• [Data block]:

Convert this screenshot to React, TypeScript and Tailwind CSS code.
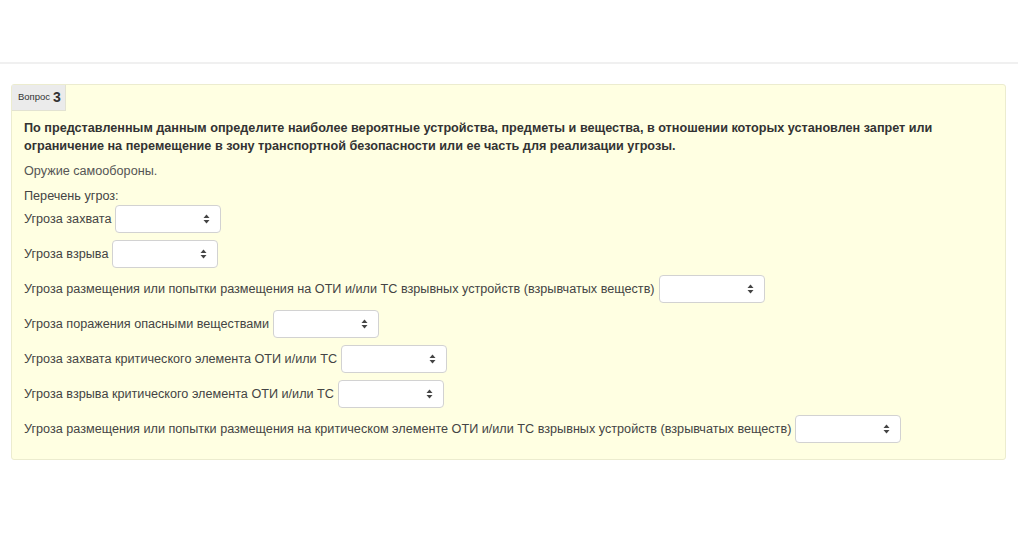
import React from 'react';

const threats: string[] = [
  'Угроза захвата',
  'Угроза взрыва',
  'Угроза размещения или попытки размещения на ОТИ и/или ТС взрывных устройств (взрывчатых веществ)',
  'Угроза поражения опасными веществами',
  'Угроза захвата критического элемента ОТИ и/или ТС',
  'Угроза взрыва критического элемента ОТИ и/или ТС',
  'Угроза размещения или попытки размещения на критическом элементе ОТИ и/или ТС взрывных устройств (взрывчатых веществ)',
];

const SelectBox: React.FC = () => (
  <span className="ml-[4px] inline-flex h-[28px] w-[106px] items-center justify-end rounded-[4px] border border-[#d2d2d2] bg-white pr-[10px] align-middle">
    <svg width="7" height="10" viewBox="0 0 7 10" className="text-[#444]">
      <path d="M3.5 0.5 L6.5 4 H0.5 Z" fill="currentColor" />
      <path d="M3.5 9.5 L6.5 6 H0.5 Z" fill="currentColor" />
    </svg>
  </span>
);

export default function App() {
  return (
    <div className="h-[556px] w-[1024px] bg-white font-['Liberation_Sans',Arial,sans-serif] text-[12.65px] text-[#333]">
      <div className="h-[64px] w-[1018px] border-b-2 border-[#f0f0f0]" />
      <div className="ml-[11px] mt-[20px] w-[995px] rounded-[3px] border border-[#ececcf] bg-[#ffffe2] pb-[16px]">
        <div className="inline-flex h-[26px] items-center border-r border-b border-[#e2e2d2] bg-[#ebebeb] pl-[6px] pr-[4px] text-[#333]">
          <span className="text-[9.5px]">Вопрос</span>
          <span className="ml-[3px] text-[14px] font-bold">3</span>
        </div>
        <div className="px-[12px] pt-[8px]">
          <p className="font-bold leading-[18px] text-[#333]">
            По представленным данным определите наиболее вероятные устройства, предметы и вещества, в отношении которых установлен запрет или ограничение на перемещение в зону транспортной безопасности или ее часть для реализации угрозы.
          </p>
          <p className="mt-[7px] leading-[18px] text-[#555]">Оружие самообороны.</p>
          <p className="mt-[7px] leading-[18px] text-[#444]">Перечень угроз:</p>
          <div className="flex flex-col gap-[7px] text-[#444]">
            {threats.map((t, i) => (
              <div key={i} className="flex items-center leading-[18px]">
                <span>{t}</span>
                <SelectBox />
              </div>
            ))}
          </div>
        </div>
      </div>
    </div>
  );
}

• [The request]:
Return only the lines running from the top of the data to the line that holds "import React from 'react';". Include both of those lines, but skip the pictures.

• [Complete output]:
Convert this screenshot to React, TypeScript and Tailwind CSS code.
import React from 'react';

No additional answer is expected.